[Problem to solve] Your answer should be a single number: the count of lines holding the word "with".
----- Material provided
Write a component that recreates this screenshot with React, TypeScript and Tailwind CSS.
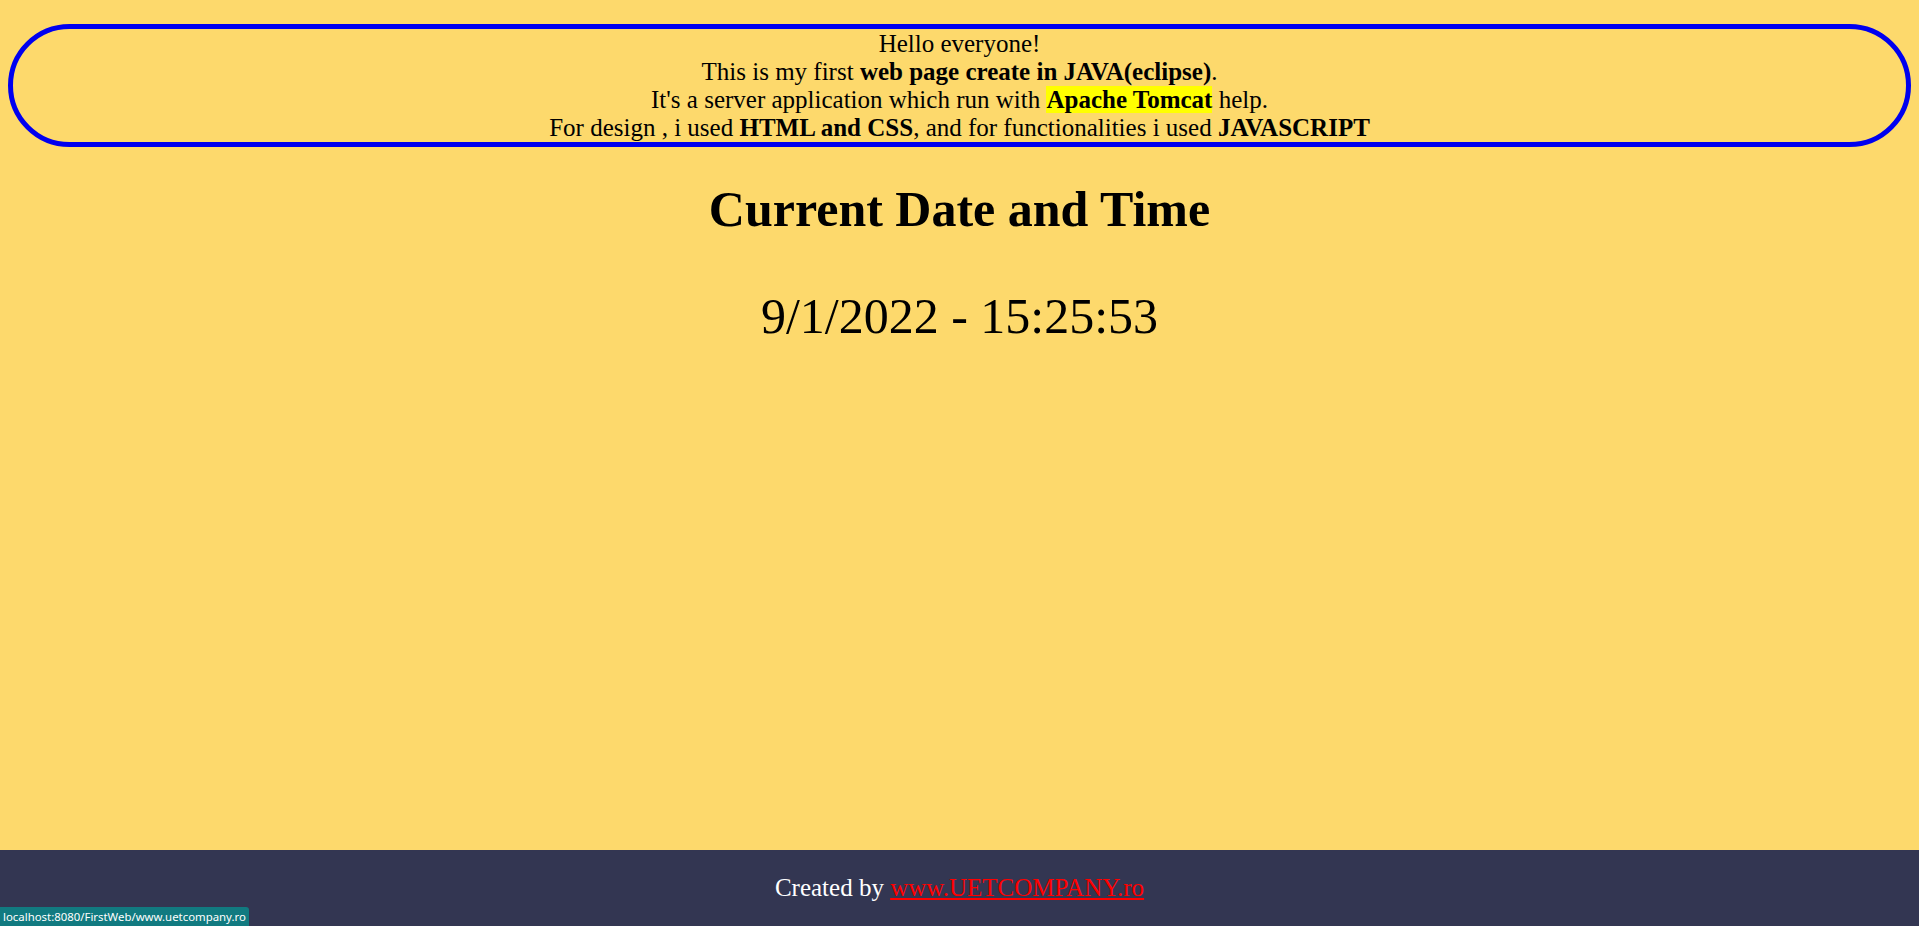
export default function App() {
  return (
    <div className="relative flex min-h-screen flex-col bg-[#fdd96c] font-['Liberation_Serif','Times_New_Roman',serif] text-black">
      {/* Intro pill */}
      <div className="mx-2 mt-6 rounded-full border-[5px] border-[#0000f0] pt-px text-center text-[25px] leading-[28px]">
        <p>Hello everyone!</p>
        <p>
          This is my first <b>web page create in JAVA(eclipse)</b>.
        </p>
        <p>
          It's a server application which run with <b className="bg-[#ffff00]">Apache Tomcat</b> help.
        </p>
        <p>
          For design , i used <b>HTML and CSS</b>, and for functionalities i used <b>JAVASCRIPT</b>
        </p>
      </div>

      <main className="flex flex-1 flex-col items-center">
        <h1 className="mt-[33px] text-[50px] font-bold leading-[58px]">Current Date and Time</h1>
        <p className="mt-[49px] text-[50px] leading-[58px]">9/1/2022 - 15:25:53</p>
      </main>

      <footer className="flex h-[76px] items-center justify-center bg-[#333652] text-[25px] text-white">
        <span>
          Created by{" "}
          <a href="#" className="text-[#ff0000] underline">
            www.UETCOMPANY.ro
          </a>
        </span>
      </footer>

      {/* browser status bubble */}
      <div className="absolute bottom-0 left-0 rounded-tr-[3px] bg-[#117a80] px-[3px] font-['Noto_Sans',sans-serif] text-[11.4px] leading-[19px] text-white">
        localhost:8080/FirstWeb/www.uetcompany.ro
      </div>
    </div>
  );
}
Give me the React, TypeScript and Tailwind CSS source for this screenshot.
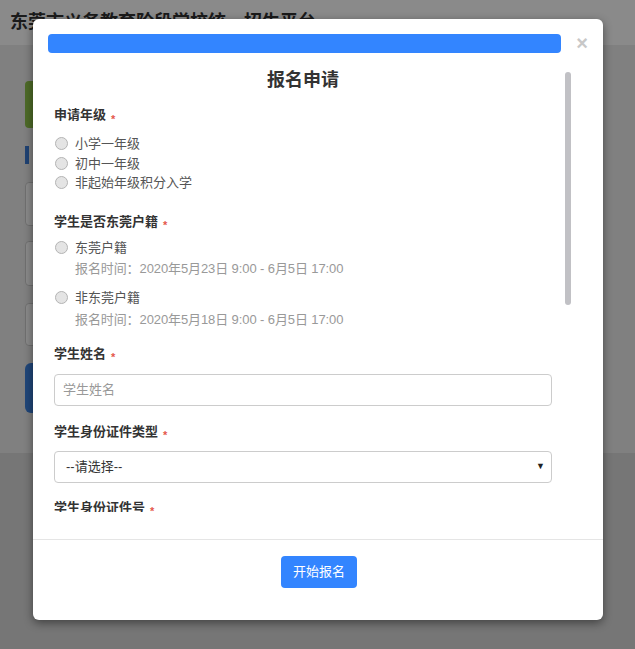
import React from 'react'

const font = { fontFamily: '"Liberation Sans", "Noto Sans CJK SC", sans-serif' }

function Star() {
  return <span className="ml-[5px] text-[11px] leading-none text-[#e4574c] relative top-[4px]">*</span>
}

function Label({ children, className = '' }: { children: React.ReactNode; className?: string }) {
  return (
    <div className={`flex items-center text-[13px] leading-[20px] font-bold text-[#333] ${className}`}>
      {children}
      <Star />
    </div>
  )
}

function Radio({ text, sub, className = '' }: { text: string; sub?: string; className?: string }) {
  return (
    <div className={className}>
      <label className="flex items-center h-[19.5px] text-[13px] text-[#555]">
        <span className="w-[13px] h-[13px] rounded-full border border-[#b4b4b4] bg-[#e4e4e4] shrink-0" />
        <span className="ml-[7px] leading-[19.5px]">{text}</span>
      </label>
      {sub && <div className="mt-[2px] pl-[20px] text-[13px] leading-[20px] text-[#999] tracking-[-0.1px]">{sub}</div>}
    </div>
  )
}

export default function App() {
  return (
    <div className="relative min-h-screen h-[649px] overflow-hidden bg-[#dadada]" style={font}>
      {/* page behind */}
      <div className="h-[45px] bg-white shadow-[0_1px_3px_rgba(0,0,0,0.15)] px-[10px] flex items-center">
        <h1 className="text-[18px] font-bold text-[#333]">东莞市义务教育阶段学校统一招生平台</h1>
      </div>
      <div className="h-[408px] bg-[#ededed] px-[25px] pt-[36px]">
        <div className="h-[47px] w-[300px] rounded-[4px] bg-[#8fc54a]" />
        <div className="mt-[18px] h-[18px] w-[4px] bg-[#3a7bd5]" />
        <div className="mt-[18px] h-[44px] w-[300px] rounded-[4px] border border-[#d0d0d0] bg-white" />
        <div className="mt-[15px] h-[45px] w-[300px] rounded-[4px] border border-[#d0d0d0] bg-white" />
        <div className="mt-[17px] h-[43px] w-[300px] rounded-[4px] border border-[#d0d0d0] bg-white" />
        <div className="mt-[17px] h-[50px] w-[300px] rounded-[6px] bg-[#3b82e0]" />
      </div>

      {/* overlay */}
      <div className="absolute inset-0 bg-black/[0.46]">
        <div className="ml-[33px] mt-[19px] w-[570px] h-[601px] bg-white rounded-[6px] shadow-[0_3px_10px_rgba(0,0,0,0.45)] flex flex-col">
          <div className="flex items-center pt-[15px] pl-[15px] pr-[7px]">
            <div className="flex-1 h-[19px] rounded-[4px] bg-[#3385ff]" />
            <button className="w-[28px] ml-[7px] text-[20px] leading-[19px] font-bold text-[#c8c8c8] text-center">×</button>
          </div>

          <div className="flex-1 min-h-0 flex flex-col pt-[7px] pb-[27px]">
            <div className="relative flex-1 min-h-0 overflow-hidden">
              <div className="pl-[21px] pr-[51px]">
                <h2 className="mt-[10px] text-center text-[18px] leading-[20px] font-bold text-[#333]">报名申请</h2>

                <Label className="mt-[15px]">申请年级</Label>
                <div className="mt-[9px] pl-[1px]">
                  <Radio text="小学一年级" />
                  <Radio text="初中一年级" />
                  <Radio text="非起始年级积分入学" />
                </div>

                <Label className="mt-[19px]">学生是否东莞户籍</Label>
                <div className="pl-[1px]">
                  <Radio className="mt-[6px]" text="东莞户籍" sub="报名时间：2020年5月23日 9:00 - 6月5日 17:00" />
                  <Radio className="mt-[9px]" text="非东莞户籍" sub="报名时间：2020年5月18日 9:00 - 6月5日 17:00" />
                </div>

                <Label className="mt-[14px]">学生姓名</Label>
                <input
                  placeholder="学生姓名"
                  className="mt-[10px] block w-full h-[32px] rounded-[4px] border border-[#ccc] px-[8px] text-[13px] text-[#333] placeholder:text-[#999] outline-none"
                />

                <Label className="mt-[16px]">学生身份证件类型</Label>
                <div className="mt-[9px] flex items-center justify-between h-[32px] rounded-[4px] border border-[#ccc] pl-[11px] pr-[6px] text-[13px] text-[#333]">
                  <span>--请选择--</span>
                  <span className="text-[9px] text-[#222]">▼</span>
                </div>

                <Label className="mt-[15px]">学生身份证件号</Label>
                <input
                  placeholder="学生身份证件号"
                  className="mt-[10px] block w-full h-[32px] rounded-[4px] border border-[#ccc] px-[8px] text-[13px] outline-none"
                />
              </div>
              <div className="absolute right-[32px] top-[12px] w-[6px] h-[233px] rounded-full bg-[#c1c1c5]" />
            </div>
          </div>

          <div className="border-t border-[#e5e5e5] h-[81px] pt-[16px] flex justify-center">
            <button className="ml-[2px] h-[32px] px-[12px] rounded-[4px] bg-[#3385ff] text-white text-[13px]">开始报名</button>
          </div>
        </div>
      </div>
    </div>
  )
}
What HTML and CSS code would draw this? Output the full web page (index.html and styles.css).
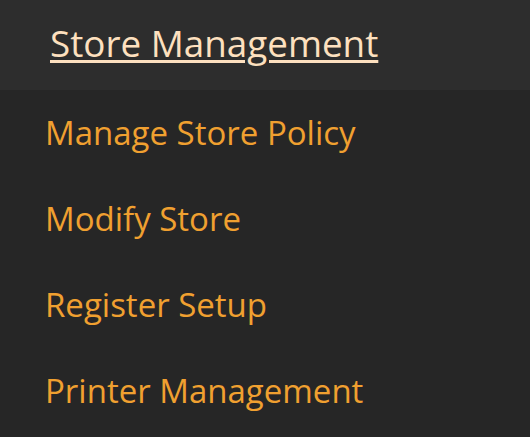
----------
[The completed task] 2